------ EXTRACTED DATA ------

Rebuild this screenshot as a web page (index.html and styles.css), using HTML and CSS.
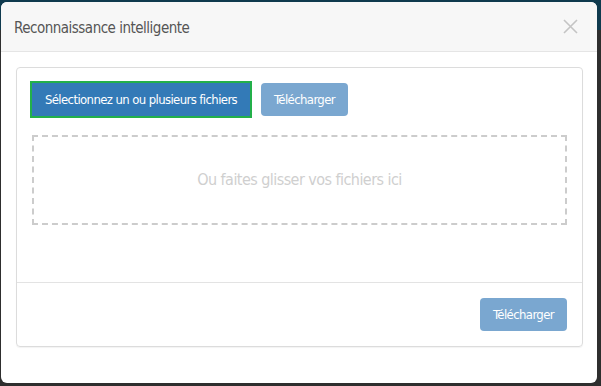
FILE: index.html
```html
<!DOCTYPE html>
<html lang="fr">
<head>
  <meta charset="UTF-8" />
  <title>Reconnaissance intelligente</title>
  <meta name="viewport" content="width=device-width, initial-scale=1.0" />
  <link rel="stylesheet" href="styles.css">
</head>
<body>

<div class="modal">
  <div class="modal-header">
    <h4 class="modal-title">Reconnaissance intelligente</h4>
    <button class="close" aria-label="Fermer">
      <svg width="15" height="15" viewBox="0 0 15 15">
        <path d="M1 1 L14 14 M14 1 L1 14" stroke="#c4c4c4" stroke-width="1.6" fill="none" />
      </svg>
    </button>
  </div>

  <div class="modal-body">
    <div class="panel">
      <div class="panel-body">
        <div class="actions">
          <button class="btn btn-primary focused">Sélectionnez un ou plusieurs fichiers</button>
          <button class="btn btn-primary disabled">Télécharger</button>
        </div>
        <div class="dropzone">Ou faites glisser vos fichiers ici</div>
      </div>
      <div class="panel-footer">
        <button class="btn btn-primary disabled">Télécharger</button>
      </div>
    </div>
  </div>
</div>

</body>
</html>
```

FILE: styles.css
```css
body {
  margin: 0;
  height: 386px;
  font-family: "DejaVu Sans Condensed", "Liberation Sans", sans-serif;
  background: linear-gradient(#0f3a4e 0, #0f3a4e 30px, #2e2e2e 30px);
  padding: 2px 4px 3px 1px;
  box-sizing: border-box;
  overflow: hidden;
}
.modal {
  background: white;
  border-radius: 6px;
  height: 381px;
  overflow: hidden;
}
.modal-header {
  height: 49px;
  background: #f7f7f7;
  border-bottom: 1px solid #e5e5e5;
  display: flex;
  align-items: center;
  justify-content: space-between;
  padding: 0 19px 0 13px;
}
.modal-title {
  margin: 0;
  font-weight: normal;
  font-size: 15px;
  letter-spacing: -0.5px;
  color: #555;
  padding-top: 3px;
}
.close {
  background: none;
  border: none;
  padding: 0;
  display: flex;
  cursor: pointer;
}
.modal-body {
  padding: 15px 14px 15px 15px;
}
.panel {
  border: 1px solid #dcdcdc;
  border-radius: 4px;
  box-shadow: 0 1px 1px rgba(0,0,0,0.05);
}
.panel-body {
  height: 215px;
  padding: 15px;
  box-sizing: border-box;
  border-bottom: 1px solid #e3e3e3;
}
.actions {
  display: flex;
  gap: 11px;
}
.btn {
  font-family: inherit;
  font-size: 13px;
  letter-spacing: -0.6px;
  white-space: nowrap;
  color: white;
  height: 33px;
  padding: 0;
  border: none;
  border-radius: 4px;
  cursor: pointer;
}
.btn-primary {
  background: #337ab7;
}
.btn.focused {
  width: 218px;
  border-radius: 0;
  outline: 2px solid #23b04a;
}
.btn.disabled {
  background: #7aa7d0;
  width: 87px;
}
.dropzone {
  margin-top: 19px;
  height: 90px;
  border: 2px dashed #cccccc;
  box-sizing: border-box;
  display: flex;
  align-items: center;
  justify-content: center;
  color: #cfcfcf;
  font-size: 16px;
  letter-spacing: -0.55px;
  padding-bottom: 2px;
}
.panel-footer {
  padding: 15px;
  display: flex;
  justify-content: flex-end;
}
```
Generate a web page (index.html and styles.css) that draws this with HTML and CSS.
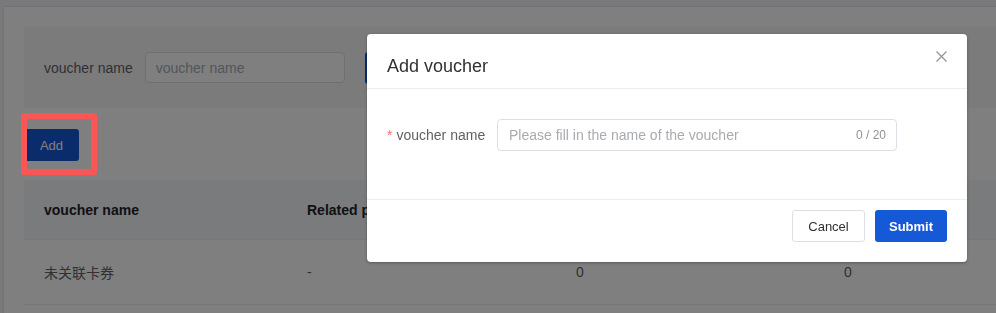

------

▶ [WHAT YOU SHOULD DO]: Show every line that contains the word "this".

▶ [RESPONSE]:
Rebuild this screenshot as a web page (index.html and styles.css), using HTML and CSS.
Generate a web page (index.html and styles.css) that draws this with HTML and CSS.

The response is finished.